A xenophobic society
The Unchosen is about much more than the heartbreaking accounts of migrant workers seeking a decent life and refugees escaping genocidal wars and brutal authoritarian regimes. It also documents the resistance waged by both migrant workers and asylum seekers and the gradual awakening of Jewish Israelis to the nature of their government.

For a small group of Israelis, the author notes, witnessing the treatment of Israel’s new “Others” “opened the door to questioning everything about Israel. For some, these issues became their ‘breaking point with Zionism,’” which she defines as a “state where Jews have the majority and hegemony.”

The author herself relates to this questioning. Working with leftist Israeli groups seeking to reform Israel’s treatment of migrant workers and refugees, she questioned why no one was making the connection with Israel’s treatment of the Palestinians.

“Why weren’t we talking about the first expulsion” of the Palestinians in 1948, she asked herself. Why wasn’t the connection being made between night raids on migrant worker homes and night raids on Palestinian homes?
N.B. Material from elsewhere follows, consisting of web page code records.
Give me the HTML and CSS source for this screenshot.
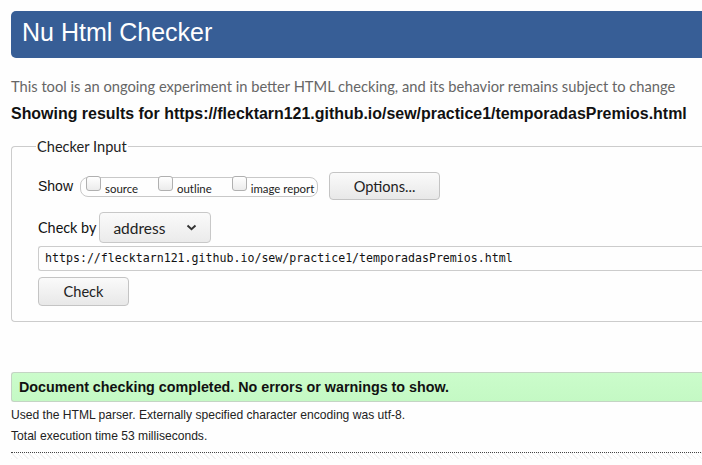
FILE: index.html
```html
<!DOCTYPE html>
<html lang="en">
<head>
<meta charset="utf-8">
<title>Nu Html Checker</title>
<link rel="stylesheet" href="styles.css">
</head>
<body>
<div class="page">
  <h1 class="banner">Nu Html Checker</h1>
  <p class="tagline">This tool is an ongoing experiment in better HTML checking, and its behavior remains subject to change</p>
  <p class="results-for">Showing results for https://flecktarn121.github.io/sew/practice1/temporadasPremios.html</p>
  <fieldset class="checker">
    <legend class="legend">Checker Input</legend>
    <div class="row show-row">
      <span class="lbl">Show</span>
      <span class="pill">
        <label class="opt"><span class="box"></span><span class="opt-text">source</span></label>
        <label class="opt"><span class="box"></span><span class="opt-text">outline</span></label>
        <label class="opt"><span class="box"></span><span class="opt-text">image report</span></label>
      </span>
      <button class="btn btn-options" type="button">Options...</button>
    </div>
    <div class="row by-row">
      <span class="lbl lbl-hum">Check by</span>
      <span class="select">address<svg class="chev" width="11" height="7" viewBox="0 0 11 7"><path d="M1.5 1.5 L5.5 5.3 L9.5 1.5" fill="none" stroke="#333" stroke-width="1.9"/></svg></span>
    </div>
    <div class="url">https://flecktarn121.github.io/sew/practice1/temporadasPremios.html</div>
    <button class="btn btn-check" type="button">Check</button>
  </fieldset>
  <p class="success">Document checking completed. No errors or warnings to show.</p>
  <p class="details">Used the HTML parser. Externally specified character encoding was utf-8.</p>
  <p class="details">Total execution time 53 milliseconds.</p>
  <div class="rule"></div>
</div>
</body>
</html>
```
FILE: styles.css
```css
html, body {
  margin: 0;
  padding: 0;
  overflow: hidden;
  background: #fefefe;
}
.page {
  width: 760px;
  padding: 11px 0 0 11px;
  font-family: "Liberation Sans", Arial, sans-serif;
  color: #111;
}
.banner {
  margin: 0;
  height: 47px;
  box-sizing: border-box;
  padding: 6px 0 0 11px;
  background: #375e96;
  color: #fff;
  font-size: 25px;
  font-weight: normal;
  line-height: 30px;
  border-radius: 5px 0 0 5px;
}
.tagline {
  margin: 19px 0 0 0;
  font-family: Lato, sans-serif;
  font-size: 14.7px;
  line-height: 18px;
  color: #666;
}
.results-for {
  margin: 9px 0 0 0;
  font-size: 15.95px;
  font-weight: bold;
  line-height: 20px;
  color: #111;
}
.checker {
  margin: 14px 0 0 0;
  padding: 0 0 15px 26px;
  border: 1px solid #ccc;
  border-right: none;
  border-radius: 4px 0 0 4px;
}
.legend {
  font-family: Lato, sans-serif;
  font-size: 14.6px;
  line-height: 17px;
  padding: 0 1px;
  margin-left: -2px;
  color: #222;
}
.row {
  display: flex;
  align-items: center;
}
.show-row {
  margin-top: 17px;
  height: 28px;
}
.lbl {
  font-size: 14px;
  color: #111;
  margin-right: 7px;
}
.lbl-hum {
  font-family: Lato, sans-serif;
  font-size: 14.4px;
  margin-right: 3px;
}
.pill {
  display: flex;
  align-items: flex-start;
  flex: none;
  height: 20px;
  width: 238px;
  box-sizing: border-box;
  border: 1px solid #c8c8c8;
  border-radius: 8px;
  padding: 0 0 0 5px;
  margin-top: 1px;
}
.opt {
  display: flex;
  align-items: flex-start;
  margin-right: 20px;
}
.opt:last-child { margin-right: 0; }
.box {
  flex: none;
  width: 15px;
  height: 15px;
  box-sizing: border-box;
  border: 1px solid #b0b0b0;
  border-radius: 3px;
  background: linear-gradient(#fff, #ebebeb);
  margin-top: -2px;
}
.opt-text {
  font-family: Lato, sans-serif;
  font-size: 11.4px;
  color: #222;
  margin: 4px 0 0 4px;
  line-height: 13px;
}
.btn {
  font-family: Lato, sans-serif;
  font-size: 14.6px;
  color: #222;
  border: 1px solid #c4c4c4;
  border-radius: 4px;
  background: linear-gradient(#fafafa, #e8e8e8);
  padding: 0;
  box-sizing: border-box;
  flex: none;
}
.btn-options {
  width: 111px;
  height: 28px;
  margin-left: 11px;
}
.by-row {
  margin-top: 12px;
}
.select {
  display: flex;
  align-items: center;
  justify-content: space-between;
  flex: none;
  width: 112px;
  height: 31px;
  box-sizing: border-box;
  padding: 0 13px 0 13px;
  border: 1px solid #c8c8c8;
  border-radius: 4px;
  background: linear-gradient(#fafafa, #ebebeb);
  font-family: Lato, sans-serif;
  font-size: 15.5px;
  color: #222;
}
.url {
  margin-top: 3px;
  height: 25px;
  box-sizing: border-box;
  border: 1px solid #ccc;
  border-right: none;
  border-radius: 3px 0 0 3px;
  padding: 0 0 0 6px;
  font-family: "DejaVu Sans Mono", monospace;
  font-size: 11.6px;
  line-height: 23px;
  color: #111;
}
.btn-check {
  display: block;
  margin-top: 6px;
  width: 91px;
  height: 29px;
}
.success {
  margin: 50px 0 0 0;
  height: 30px;
  box-sizing: border-box;
  border-top: 1px solid #c4d4c4;
  border-bottom: 1px solid #c4d4c4;
  border-left: 1px solid #c4d4c4;
  border-radius: 3px 0 0 3px;
  background: linear-gradient(#cbfccb, #c4f9c4);
  padding: 0 0 0 7px;
  font-size: 14.3px;
  font-weight: bold;
  line-height: 28px;
  color: #111;
}
.details {
  margin: 6px 0 0 0;
  font-size: 12.1px;
  line-height: 15px;
  color: #222;
}
.details + .details {
  margin-top: 6px;
}
.rule {
  margin-top: 8px;
  height: 6px;
  border-top: 1px dotted #444;
  background: repeating-linear-gradient(45deg, #f2f2f2 0 1px, transparent 1px 4px);
}
```
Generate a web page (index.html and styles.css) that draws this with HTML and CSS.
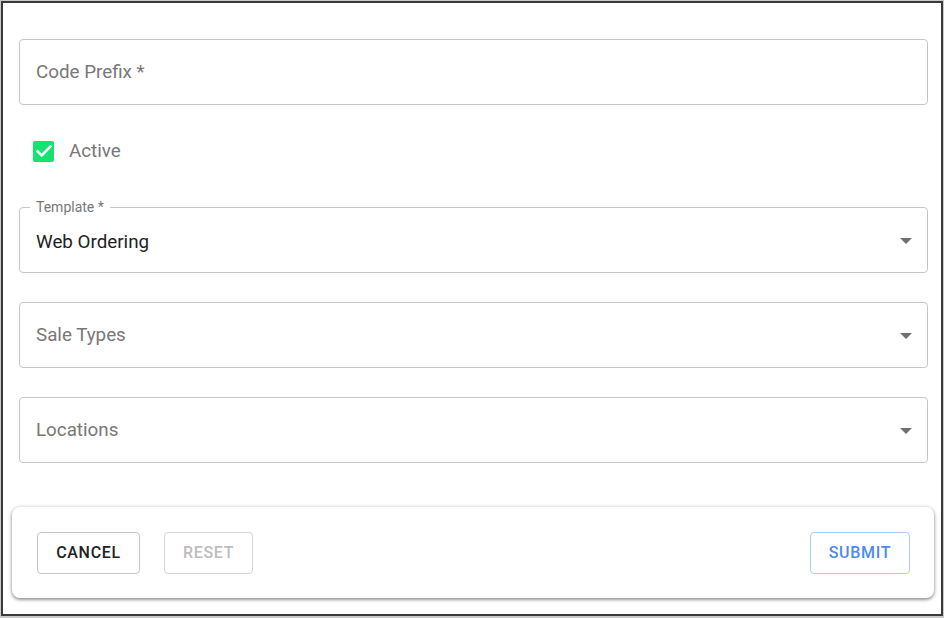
FILE: index.html
```html
<!DOCTYPE html>
<html>
<head>
<meta charset="utf-8">
<link rel="stylesheet" href="styles.css">
</head>
<body>
<div class="frame">
  <div class="panel">
    <div class="form">
      <div class="field">
        <span class="placeholder">Code Prefix *</span>
      </div>
      <label class="check-row">
        <span class="checkbox">
          <svg width="18" height="18" viewBox="0 0 24 24"><path d="M3.5 12.5l5.5 5.5L20.5 6" fill="none" stroke="#fff" stroke-width="3.4" stroke-linecap="square"/></svg>
        </span>
        <span class="check-label">Active</span>
      </label>
      <div class="field select filled">
        <span class="legend">Template *</span>
        <span class="value">Web Ordering</span>
        <span class="arrow"></span>
      </div>
      <div class="field select">
        <span class="placeholder">Sale Types</span>
        <span class="arrow"></span>
      </div>
      <div class="field select">
        <span class="placeholder">Locations</span>
        <span class="arrow"></span>
      </div>
    </div>
    <div class="actions">
      <div class="left-actions">
        <button class="btn btn-cancel">CANCEL</button>
        <button class="btn btn-reset">RESET</button>
      </div>
      <button class="btn btn-submit">SUBMIT</button>
    </div>
  </div>
</div>
</body>
</html>
```

FILE: styles.css
```css
* { box-sizing: border-box; }
html, body {
  margin: 0;
  padding: 0;
  background: #ffffff;
  font-family: Roboto, "Noto Sans", Arial, sans-serif;
}
.frame {
  width: 944px;
  height: 618px;
  border: 1px solid #c9c9c9;
  border-bottom-width: 2px;
}
.panel {
  height: 100%;
  border: 2px solid #3a3a3a;
  display: flex;
  flex-direction: column;
  padding: 8px 7px 16px 9px;
}
.form {
  flex: 1;
  display: flex;
  flex-direction: column;
  padding: 28px 6px 0 7px;
}
.field {
  position: relative;
  height: 66px;
  border: 1px solid #c6c6c6;
  border-radius: 4px;
  display: flex;
  align-items: center;
  padding: 0 16px;
  margin-bottom: 29px;
}
.placeholder {
  font-size: 18.8px;
  color: #777777;
  margin-top: -1px;
}
.value {
  font-size: 18.8px;
  color: #222222;
  margin-top: 3px;
}
.legend {
  position: absolute;
  top: -9px;
  left: 10px;
  padding: 0 6px;
  background: #fff;
  font-size: 14px;
  color: #777777;
  line-height: 16px;
}
.arrow {
  position: absolute;
  right: 15px;
  top: 50%;
  margin-top: -2px;
  width: 0;
  height: 0;
  border-left: 6px solid transparent;
  border-right: 6px solid transparent;
  border-top: 6px solid #707070;
}
.check-row {
  display: flex;
  align-items: center;
  gap: 15px;
  height: 94px;
  padding-left: 14px;
  margin-top: -29px;
  margin-bottom: 8px;
  padding-bottom: 2px;
}
.checkbox {
  width: 21px;
  height: 21px;
  background: #13e36f;
  border-radius: 2px;
  display: flex;
  align-items: center;
  justify-content: center;
}
.check-label {
  font-size: 18.8px;
  color: #777777;
}
.actions {
  height: 91px;
  border-radius: 8px;
  box-shadow: 0 1px 4px rgba(0,0,0,0.35), 0 2px 3px rgba(0,0,0,0.2);
  display: flex;
  align-items: center;
  justify-content: space-between;
  padding: 0 24px 0 25px;
  background: #fff;
}
.left-actions {
  display: flex;
  gap: 24px;
}
.btn {
  height: 42px;
  background: #fff;
  border: 1px solid #c6c6c6;
  border-radius: 4px;
  font-family: Roboto, "Noto Sans", Arial, sans-serif;
  font-size: 16px;
  font-weight: 500;
  letter-spacing: 0.7px;
  padding: 0;
}
.btn-cancel { color: #222222; width: 103px; }
.btn-reset { color: #bdbdbd; border-color: #d4d4d4; width: 89px; }
.btn-submit { color: #4a8af2; border-color: #a9cbf5; width: 100px; }
```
She approached the leader of a group called Israeli Children and got this reply: “I do see a connection … But I don’t want to talk about it. One of the big reasons this fight is succeeding is because we’re trying not to be political.”

Ultimately, however, the “fight” was not succeeding. As the years wore on, in the author’s view, Israeli society turned ever more right-wing and xenophobic.

In 2015, an Eritrean refugee was mistaken for a Palestinian assailant during an attack that killed one Israeli soldier and injured several bystanders. The Eritrean man, Haftom Zarhum, was shot by a security guard, and then a lynch mob kicked and spat on him, contributing to his death.

Jaradat was aware that every year her husband, a Palestinian from the West Bank, needed to apply for a permit just to live with her in Israel. She reached a final conclusion: she got out.

Rod Such is a former editor for World Book and Encarta encyclopedias. He lives in Portland, Oregon, and is active with the Occupation-Free Portland campaign.